The Life And Times Of Ryan Finnigan: The Televolution of Mad
The Televolution of Mad or: The Business of Feelings.
What’s the difference between JML and JLS? One tries to sell you utterly pointless products via the medium of Television. The other had a Number One hit with ‘Ped Egg’. And that you and I know the abbreviations and the use of a Ped Egg is the true punchline. Unless you don’t, which makes you socially excluded and we all start laughing at you instead. WORSE.
In truth, you, the suave sophisticate of hard-skinned feet, broadening your mental horizons sans TV, are missing the most mind-bendingly psychotic period of broadcasting history. As television shows soar to new heights of artistry, advertising has chosen the opposite path.
Willem Dafoe voicing a threatening polar bear living in your freezer. Gorillas drumming to Phil Collins. Russian Meerkats. Repetitive opera singers. Bring on the Trumpets? It’s clear that television advertising has had a renaissance, the ripples of thought-waves resounding inside the heads of plagiaristic shit-weasels as they realise that the weirder, the more memorable. The internet has provided the model for this and following thus, popular memes and music videos of internet notoriety are ruthlessly copied. Yes, the Mad Men of today really know how to sell you a kooky viral and turn a three minute advert break into the most desperately unfunny sketch show.
This is conventional and isn’t what the average viewer finds disturbing, just irritating. The subtle terror comes in the form of the normal advert, which is slightly off-kilter due to the cheapness of the company or just sheer laziness. Take as an example, two badly-dubbed children talking about yoghurt, which seems acceptable currently. Displace said scene into your sleep state and try not to piss the bed. It’s like some kind of parody of a Lynchian nightmare such as those seen in Tom DiCillo’s criminally underrated 1995 film Living in Oblivion (THIS IS AN ADVERT). What was a plain advert in Germany is now just weird due to the cost of a reshoot.
You might think it seems completely absurd to feature a celebrity in an advert and then change their well-known voice and appearance to better sell a product. Someone somewhere disagrees and more frightening is the idea that other people in the business do too, en masse. Why then do we not get angry as their eyes and teeth cause snow-blindness whilst they speak as though possessed and demand a public exorcism? Because, it became this way gradually and now we just accept it, the evolution of madness. Also, we love them AND they love us. Or so they say.
The business of advertising may as well be called the business of feelings, as we feel all gooey as that woman from that thing who makes us feel all doughy-in-the-guts and/or aroused has been carefully chosen to make women want to be her and men want to do the Robin Askwith dance. These people are sickeningly nice or famous to the nth degree, beyond the persuasive power of World Leaders.

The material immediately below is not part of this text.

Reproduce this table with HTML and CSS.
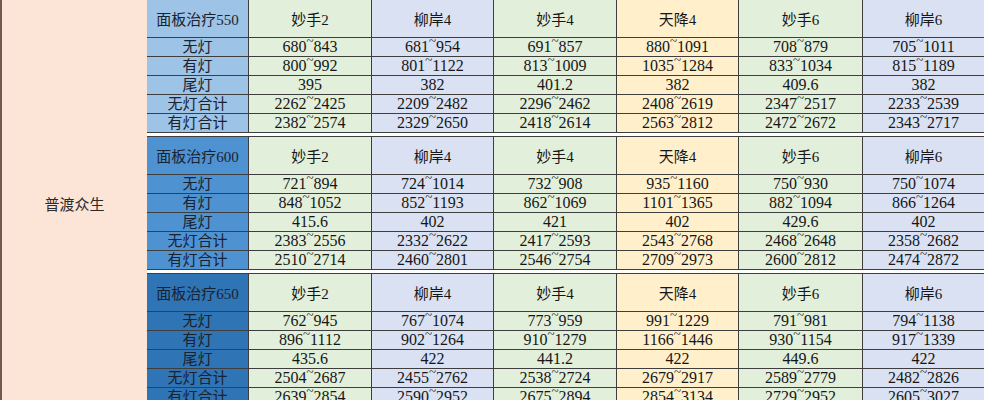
FILE: index.html
```html
<!DOCTYPE html>
<html lang="zh-CN">
<head>
<meta charset="utf-8">
<title>普渡众生</title>
<link rel="stylesheet" href="styles.css">
</head>
<body>
<div class="sheet">
  <div class="group">普渡众生</div>
  <div class="blocks">
    <div class="block b1">
      <div class="lab hd">面板治疗550</div>
      <div class="c g hd">妙手2</div><div class="c v hd">柳岸4</div><div class="c g hd">妙手4</div><div class="c y hd">天降4</div><div class="c g hd">妙手6</div><div class="c v hd">柳岸6</div>
      <div class="lab">无灯</div>
      <div class="c g">680<span class="t">~</span>843</div><div class="c v">681<span class="t">~</span>954</div><div class="c g">691<span class="t">~</span>857</div><div class="c y">880<span class="t">~</span>1091</div><div class="c g">708<span class="t">~</span>879</div><div class="c v">705<span class="t">~</span>1011</div>
      <div class="lab">有灯</div>
      <div class="c g">800<span class="t">~</span>992</div><div class="c v">801<span class="t">~</span>1122</div><div class="c g">813<span class="t">~</span>1009</div><div class="c y">1035<span class="t">~</span>1284</div><div class="c g">833<span class="t">~</span>1034</div><div class="c v">815<span class="t">~</span>1189</div>
      <div class="lab">尾灯</div>
      <div class="c g">395</div><div class="c v">382</div><div class="c g">401.2</div><div class="c y">382</div><div class="c g">409.6</div><div class="c v">382</div>
      <div class="lab">无灯合计</div>
      <div class="c g">2262<span class="t">~</span>2425</div><div class="c v">2209<span class="t">~</span>2482</div><div class="c g">2296<span class="t">~</span>2462</div><div class="c y">2408<span class="t">~</span>2619</div><div class="c g">2347<span class="t">~</span>2517</div><div class="c v">2233<span class="t">~</span>2539</div>
      <div class="lab">有灯合计</div>
      <div class="c g">2382<span class="t">~</span>2574</div><div class="c v">2329<span class="t">~</span>2650</div><div class="c g">2418<span class="t">~</span>2614</div><div class="c y">2563<span class="t">~</span>2812</div><div class="c g">2472<span class="t">~</span>2672</div><div class="c v">2343<span class="t">~</span>2717</div>
    </div>
    <div class="sep"></div>
    <div class="block b2">
      <div class="lab hd">面板治疗600</div>
      <div class="c g hd">妙手2</div><div class="c v hd">柳岸4</div><div class="c g hd">妙手4</div><div class="c y hd">天降4</div><div class="c g hd">妙手6</div><div class="c v hd">柳岸6</div>
      <div class="lab">无灯</div>
      <div class="c g">721<span class="t">~</span>894</div><div class="c v">724<span class="t">~</span>1014</div><div class="c g">732<span class="t">~</span>908</div><div class="c y">935<span class="t">~</span>1160</div><div class="c g">750<span class="t">~</span>930</div><div class="c v">750<span class="t">~</span>1074</div>
      <div class="lab">有灯</div>
      <div class="c g">848<span class="t">~</span>1052</div><div class="c v">852<span class="t">~</span>1193</div><div class="c g">862<span class="t">~</span>1069</div><div class="c y">1101<span class="t">~</span>1365</div><div class="c g">882<span class="t">~</span>1094</div><div class="c v">866<span class="t">~</span>1264</div>
      <div class="lab">尾灯</div>
      <div class="c g">415.6</div><div class="c v">402</div><div class="c g">421</div><div class="c y">402</div><div class="c g">429.6</div><div class="c v">402</div>
      <div class="lab">无灯合计</div>
      <div class="c g">2383<span class="t">~</span>2556</div><div class="c v">2332<span class="t">~</span>2622</div><div class="c g">2417<span class="t">~</span>2593</div><div class="c y">2543<span class="t">~</span>2768</div><div class="c g">2468<span class="t">~</span>2648</div><div class="c v">2358<span class="t">~</span>2682</div>
      <div class="lab">有灯合计</div>
      <div class="c g">2510<span class="t">~</span>2714</div><div class="c v">2460<span class="t">~</span>2801</div><div class="c g">2546<span class="t">~</span>2754</div><div class="c y">2709<span class="t">~</span>2973</div><div class="c g">2600<span class="t">~</span>2812</div><div class="c v">2474<span class="t">~</span>2872</div>
    </div>
    <div class="sep"></div>
    <div class="block b3">
      <div class="lab hd">面板治疗650</div>
      <div class="c g hd">妙手2</div><div class="c v hd">柳岸4</div><div class="c g hd">妙手4</div><div class="c y hd">天降4</div><div class="c g hd">妙手6</div><div class="c v hd">柳岸6</div>
      <div class="lab">无灯</div>
      <div class="c g">762<span class="t">~</span>945</div><div class="c v">767<span class="t">~</span>1074</div><div class="c g">773<span class="t">~</span>959</div><div class="c y">991<span class="t">~</span>1229</div><div class="c g">791<span class="t">~</span>981</div><div class="c v">794<span class="t">~</span>1138</div>
      <div class="lab">有灯</div>
      <div class="c g">896<span class="t">~</span>1112</div><div class="c v">902<span class="t">~</span>1264</div><div class="c g">910<span class="t">~</span>1279</div><div class="c y">1166<span class="t">~</span>1446</div><div class="c g">930<span class="t">~</span>1154</div><div class="c v">917<span class="t">~</span>1339</div>
      <div class="lab">尾灯</div>
      <div class="c g">435.6</div><div class="c v">422</div><div class="c g">441.2</div><div class="c y">422</div><div class="c g">449.6</div><div class="c v">422</div>
      <div class="lab">无灯合计</div>
      <div class="c g">2504<span class="t">~</span>2687</div><div class="c v">2455<span class="t">~</span>2762</div><div class="c g">2538<span class="t">~</span>2724</div><div class="c y">2679<span class="t">~</span>2917</div><div class="c g">2589<span class="t">~</span>2779</div><div class="c v">2482<span class="t">~</span>2826</div>
      <div class="lab">有灯合计</div>
      <div class="c g">2639<span class="t">~</span>2854</div><div class="c v">2590<span class="t">~</span>2952</div><div class="c g">2675<span class="t">~</span>2894</div><div class="c y">2854<span class="t">~</span>3134</div><div class="c g">2729<span class="t">~</span>2952</div><div class="c v">2605<span class="t">~</span>3027</div>
    </div>
  </div>
</div>
</body>
</html>
```
FILE: styles.css
```css
html, body {
  margin: 0;
  padding: 0;
  background: #ffffff;
}
body {
  width: 984px;
  height: 400px;
  overflow: hidden;
  font-family: "Liberation Serif", "Noto Sans CJK SC", serif;
  color: #161616;
}
.sheet {
  display: flex;
  width: 984px;
}
.group {
  width: 145px;
  border-left: 2px solid #6f5b4f;
  background: #fce4d6;
  display: flex;
  align-items: center;
  justify-content: center;
  font-size: 15px;
  color: #2a2a2a;
}
.blocks {
  display: flex;
  flex-direction: column;
  width: 837px;
}
.sep {
  height: 3px;
  background: #ffffff;
}
.block {
  display: grid;
  grid-template-columns: 101px 122px 121px 122px 121px 123px 121px;
  grid-template-rows: 37px repeat(5, 18px);
  gap: 1px;
  padding-bottom: 1px;
  background: #3e3e3e;
}
.b2, .b3 {
  padding-top: 1px;
}
.lab, .c {
  display: flex;
  align-items: center;
  justify-content: center;
  white-space: nowrap;
  line-height: 18px;
}
.lab {
  font-size: 15px;
  color: #1a2230;
}
.c {
  font-size: 16px;
}
.hd {
  font-size: 15px;
  padding-top: 2px;
}
.b1 .lab { background: #9dc3e6; }
.b2 .lab { background: #4f92d2; }
.b3 .lab { background: #2f74b5; }
.g { background: #e2efda; }
.v { background: #d9e1f2; }
.y { background: #fff0cb; }
.t {
  display: inline-block;
  font-size: 13px;
  line-height: 0;
  transform: translateY(-6px);
}
```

The television and these characters are your friends. Typically featuring the characteristics of your greatest friends, they will make you laugh, comfort and reassure you but will be available on a more regular basis than your actual friends. Sitcom characters, women in movies and regular-joe-reality-show are just what you need then to fill in an emotional void and as you get to know them, so does a pulse-licking executive at a corporation. Knowing you too are some kind of semiotic savvy media dropout (or sleeping with one), I shall not labour the point more or make use of any obvious Bill Hicks quotes.
Beyond the intentionally semi-skimmed Pythonesque crap to make your Mum laugh and the weird self-contained codes of advertising, there is the downright lie. A toothpaste company shows a customer survey in a shopping centre to see how decay-ridden proles like us react to their revolutionary new formula. Only they are actors with perfect teeth and the whole thing is marked with a ‘dramatisation’ disclaimer. Cat food companies claim their mush will turn your cat into Jackie Chan and then display the miracle with horrible 1999 CGI.
Tactically, Advertising is warfare on your free thought and conversation piece. Other forms outside of the television can easily assault your senses more aggressively as newspapers spray adverts onto the pavement, the internet knows your exact personality, penis length and GPS location and the cinema straps you in for 30 minutes of Ludovico technique before you get to enjoy anything.
Pity then, the television advert and watch as it wriggles and wrestles with its growing irrelevance of programming in an on-demand age and see Videodrome become a prophetic work as the weird and misleading becomes nothing short of illegal invasion. Either that or they will resort to making the advert an event itself, with competitions and internet polls involving that cunt from My Family.